Employees, too, must shed the complacent illusion that quiet diligence alone will automatically yield just rewards. Occasionally, possessing overwhelming, undocumented prowess can actually threaten a direct supervisor’s past judgments. The astute professional provides their boss with an impeccable alibi to safely advocate for them, achieved by proactively acquiring “objective external references.” This extends beyond merely publishing in authoritative journals or obtaining certified licenses; it encompasses building networks with industry heavyweights, speaking at public conferences, and contributing to major media outlets to objectively validate their market worth. This is the sophisticated survival strategy for the modern corporate worker: safely “securitising” their own competence.
The cold ecosystem’s deadweight loss
An ecosystem where such posturing and political compromise become the norm inevitably generates a clear deadweight loss. Individuals squander immense time and energy amassing external credentials to serve as promotion alibis, rather than focusing on fundamental problem-solving or creative ideation. Firms, meanwhile, risk sinking into complacency, missing out on the raw “animal spirits” required to disrupt the status quo and drive radical innovation. At a macroeconomic level, this translates to depressed productivity and a loss of innovative momentum.

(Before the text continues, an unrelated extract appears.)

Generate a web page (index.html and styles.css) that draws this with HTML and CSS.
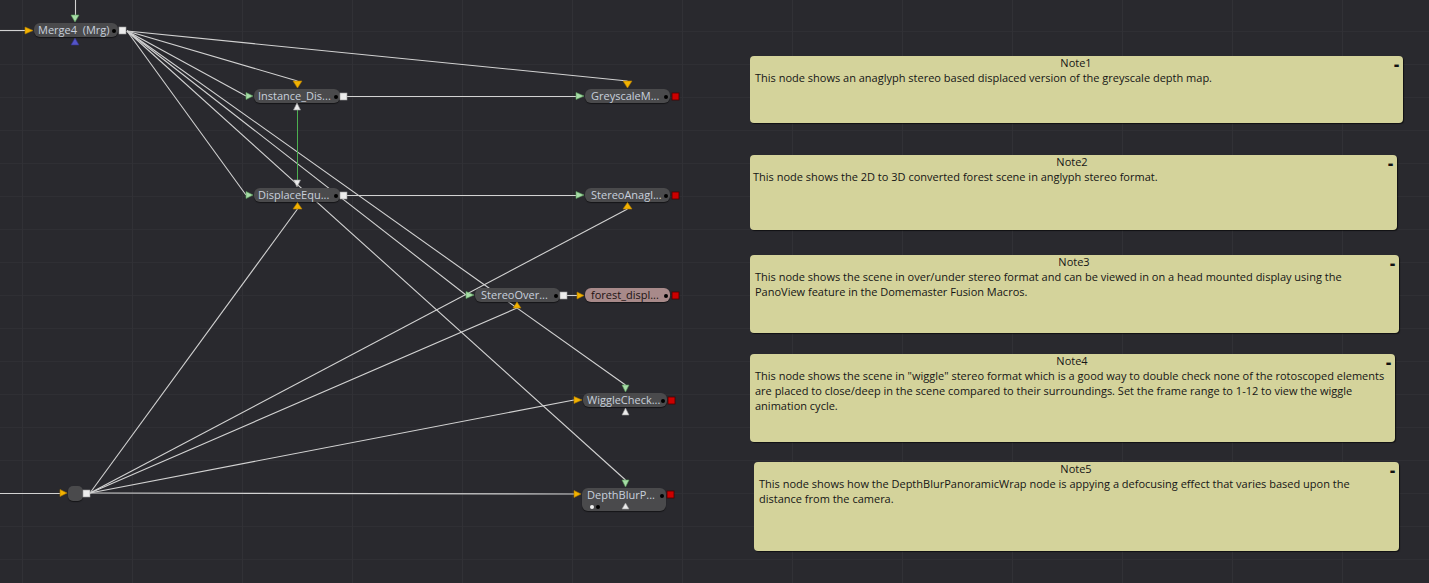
FILE: index.html
```html
<!DOCTYPE html>
<html>
<head>
<meta charset="utf-8">
<link rel="stylesheet" href="styles.css">
</head>
<body>
<div class="canvas">
  <svg class="wires" width="1429" height="583" viewBox="0 0 1429 583">
    <g stroke="#d2d2d2" stroke-width="1.1" fill="none">
      <line x1="75.5" y1="0" x2="75.5" y2="15"/>
      <line x1="0" y1="30.5" x2="25" y2="30.5"/>
      <line x1="127" y1="31" x2="627.5" y2="81"/>
      <line x1="127" y1="31" x2="297.5" y2="81"/>
      <line x1="127" y1="31" x2="246" y2="96"/>
      <line x1="127" y1="31" x2="246" y2="195"/>
      <line x1="127" y1="31" x2="466" y2="295"/>
      <line x1="127" y1="31" x2="625.5" y2="385"/>
      <line x1="127" y1="31" x2="625.5" y2="480"/>
      <line x1="347" y1="96.5" x2="576" y2="96.5"/>
      <line x1="347" y1="195.5" x2="576" y2="195.5"/>
      <line x1="567" y1="295.5" x2="577" y2="295.5"/>
      <line x1="0" y1="493.5" x2="60" y2="493.5"/>
      <line x1="90" y1="493" x2="297.5" y2="209"/>
      <line x1="90" y1="493" x2="627.5" y2="209"/>
      <line x1="90" y1="493" x2="517" y2="308"/>
      <line x1="90" y1="493" x2="574" y2="400"/>
      <line x1="90" y1="493" x2="574" y2="494"/>
    </g>
    <line x1="297.5" y1="110" x2="297.5" y2="180" stroke="#4caf50" stroke-width="1"/>
  </svg>

  <div class="node n-merge">Merge4  (Mrg)<span class="dot"></span></div>
  <div class="node n-inst">Instance_Dis...<span class="dot"></span></div>
  <div class="node n-grey">GreyscaleM...<span class="dot"></span></div>
  <div class="node n-disp">DisplaceEqu...<span class="dot"></span></div>
  <div class="node n-anag">StereoAnagl...<span class="dot"></span></div>
  <div class="node n-over">StereoOver...<span class="dot"></span></div>
  <div class="node n-forest">forest_displ...<span class="dot"></span></div>
  <div class="node n-wig">WiggleCheck...<span class="dot"></span></div>
  <div class="node n-blur"><div class="blur-top">DepthBlurP...<span class="dot"></span></div><div class="blur-bottom"><span class="wdot"></span><span class="bdot"></span></div></div>
  <div class="node n-small"></div>

  <svg class="ports" width="1429" height="583" viewBox="0 0 1429 583">
    <g class="orange">
      <polygon points="25,27 33,30.5 25,34"/>
      <polygon points="293,81 302,81 297.5,88"/>
      <polygon points="623,81 632,81 627.5,88"/>
      <polygon points="293,209 302,209 297.5,202.5"/>
      <polygon points="623,209 632,209 627.5,202.5"/>
      <polygon points="513,308 521,308 517,302"/>
      <polygon points="577,292 584,295.5 577,299"/>
      <polygon points="574,396.5 582,400 574,403.5"/>
      <polygon points="574,490.5 581,494 574,497.5"/>
      <polygon points="60,489.5 67,493 60,496.5"/>
    </g>
    <g class="green">
      <polygon points="71,15 79,15 75,22"/>
      <polygon points="246,92.5 253,96 246,99.5"/>
      <polygon points="576,92.5 584,96 576,99.5"/>
      <polygon points="246,191.5 253,195 246,198.5"/>
      <polygon points="576,191.5 584,195 576,198.5"/>
      <polygon points="466,291.5 474,295 466,298.5"/>
      <polygon points="622,385 629,385 625.5,392"/>
      <polygon points="622,480 629,480 625.5,487"/>
    </g>
    <polygon class="blue" points="71,45 79,45 75,38"/>
    <g class="white">
      <polygon points="293.5,110 300.5,110 297,103"/>
      <polygon points="293.5,180 300.5,180 297,187"/>
      <polygon points="622,415 629,415 625.5,408"/>
      <polygon points="622,509 629,509 625.5,503"/>
      <rect x="119" y="27" width="7" height="7"/>
      <rect x="340" y="93" width="7" height="7"/>
      <rect x="340" y="192" width="7" height="7"/>
      <rect x="560" y="292" width="7" height="7"/>
      <rect x="83" y="490" width="7" height="7"/>
    </g>
    <g class="red">
      <rect x="672" y="93" width="7" height="7"/>
      <rect x="672" y="192" width="7" height="7"/>
      <rect x="672" y="292" width="7" height="7"/>
      <rect x="668" y="397" width="7" height="7"/>
      <rect x="667" y="491" width="7" height="7"/>
    </g>
  </svg>

  <div class="note note1">
    <div class="note-title">Note1</div>
    <span class="note-min">-</span>
    <p>This node shows an anaglyph stereo based displaced version of the greyscale depth map.</p>
  </div>
  <div class="note note2">
    <div class="note-title">Note2</div>
    <span class="note-min">-</span>
    <p>This node shows the 2D to 3D converted forest scene in anglyph stereo format.</p>
  </div>
  <div class="note note3">
    <div class="note-title">Note3</div>
    <span class="note-min">-</span>
    <p>This node shows the scene in over/under stereo format and can be viewed in on a head mounted display using the PanoView feature in the Domemaster Fusion Macros.</p>
  </div>
  <div class="note note4">
    <div class="note-title">Note4</div>
    <span class="note-min">-</span>
    <p>This node shows the scene in "wiggle" stereo format which is a good way to double check none of the rotoscoped elements are placed to close/deep in the scene compared to their surroundings. Set the frame range to 1-12 to view the wiggle animation cycle.</p>
  </div>
  <div class="note note5">
    <div class="note-title">Note5</div>
    <span class="note-min">-</span>
    <p>This node shows how the DepthBlurPanoramicWrap node is appying a defocusing effect that varies based upon the distance from the camera.</p>
  </div>
</div>
</body>
</html>
```
FILE: styles.css
```css
html, body {
  margin: 0;
  padding: 0;
  background: #29292e;
}
.canvas {
  position: relative;
  width: 1429px;
  height: 583px;
  overflow: hidden;
  background-color: #29292e;
  background-image:
    linear-gradient(to right, #313136 1px, transparent 1px),
    linear-gradient(to bottom, #2f2f34 1px, transparent 1px);
  background-size: 110px 33px;
  background-position: 22px -2px;
  font-family: "Open Sans", "DejaVu Sans", sans-serif;
}
.wires, .ports {
  position: absolute;
  left: 0;
  top: 0;
}
.ports .orange polygon { fill: #f2b200; stroke: #b07a00; stroke-width: 0.6; }
.ports .green polygon { fill: #a6dca6; stroke: #5aa05a; stroke-width: 0.6; }
.ports .blue { fill: #5454c8; stroke: #33338a; stroke-width: 0.6; }
.ports .white polygon, .ports .white rect { fill: #ececec; stroke: #9a9a9a; stroke-width: 0.6; }
.ports .red rect { fill: #cc0000; stroke: #4a0000; stroke-width: 0.8; }

.node {
  position: absolute;
  height: 14px;
  box-sizing: border-box;
  background: #4a4a4c;
  border-radius: 6px;
  color: #c8d0dc;
  font-size: 11px;
  line-height: 14px;
  padding-left: 4px;
  white-space: pre;
  box-shadow: 0 1px 1px rgba(0,0,0,0.5);
}
.node .dot {
  position: absolute;
  right: 2px;
  top: 6px;
  width: 4px;
  height: 4px;
  border-radius: 50%;
  background: #000;
}
.n-merge { left: 34px; top: 23px; width: 84px; }
.n-inst { left: 254px; top: 89px; width: 86px; }
.n-grey { left: 585px; top: 89px; width: 85px; padding-left: 6px; }
.n-disp { left: 254px; top: 188px; width: 86px; }
.n-anag { left: 585px; top: 188px; width: 85px; padding-left: 6px; }
.n-over { left: 475px; top: 288px; width: 85px; padding-left: 6px; }
.n-forest { left: 585px; top: 288px; width: 85px; background: #a88a8a; color: #1c1212; padding-left: 6px; }
.n-wig { left: 583px; top: 393px; width: 84px; }
.n-blur { left: 582px; top: 488px; width: 84px; height: 23px; padding-left: 0; }
.blur-top { position: relative; height: 14px; padding-left: 5px; }
.blur-bottom { position: relative; height: 9px; }
.blur-bottom .wdot, .blur-bottom .bdot {
  position: absolute;
  top: 3px;
  width: 4px;
  height: 4px;
  border-radius: 50%;
}
.blur-bottom .wdot { left: 8px; background: #f0f0f0; }
.blur-bottom .bdot { left: 14px; background: #000; }
.n-small { left: 68px; top: 486px; width: 15px; height: 15px; border-radius: 5px; padding: 0; }

.note {
  position: absolute;
  box-sizing: border-box;
  background: #d4d39b;
  border-radius: 4px;
  color: #151515;
  font-size: 11px;
  line-height: 15px;
  padding: 0 6px 0 5px;
  box-shadow: 1px 1px 1px rgba(0,0,0,0.6);
}
.note-title {
  text-align: center;
  height: 14px;
  line-height: 14px;
}
.note-min {
  position: absolute;
  right: 4px;
  top: 0;
  font-size: 16px;
  font-weight: 800;
  line-height: 16px;
  color: #111;
}
.note p { margin: 0; }
.note1 { left: 750px; top: 56px; width: 653px; height: 67px; }
.note2 { left: 750px; top: 155px; width: 647px; height: 75px; padding-left: 3px; }
.note3 { left: 750px; top: 255px; width: 649px; height: 78px; }
.note4 { left: 750px; top: 354px; width: 645px; height: 88px; }
.note5 { left: 754px; top: 462px; width: 645px; height: 89px; }
```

Nevertheless, this imperfect system is poised to endure for the foreseeable future. Leaders will continue to hedge risks adroitly behind finely tuned evaluation systems rather than offering blind sacrifice, while employees will relentlessly furnish those leaders with the objective signals needed to prove their worth. In a corporate ecosystem deeply rooted in information asymmetry and bureaucratic dread, this remains the most realistic, suboptimal equilibrium—one that allows both organisations and individuals to avoid catastrophe and inch forward.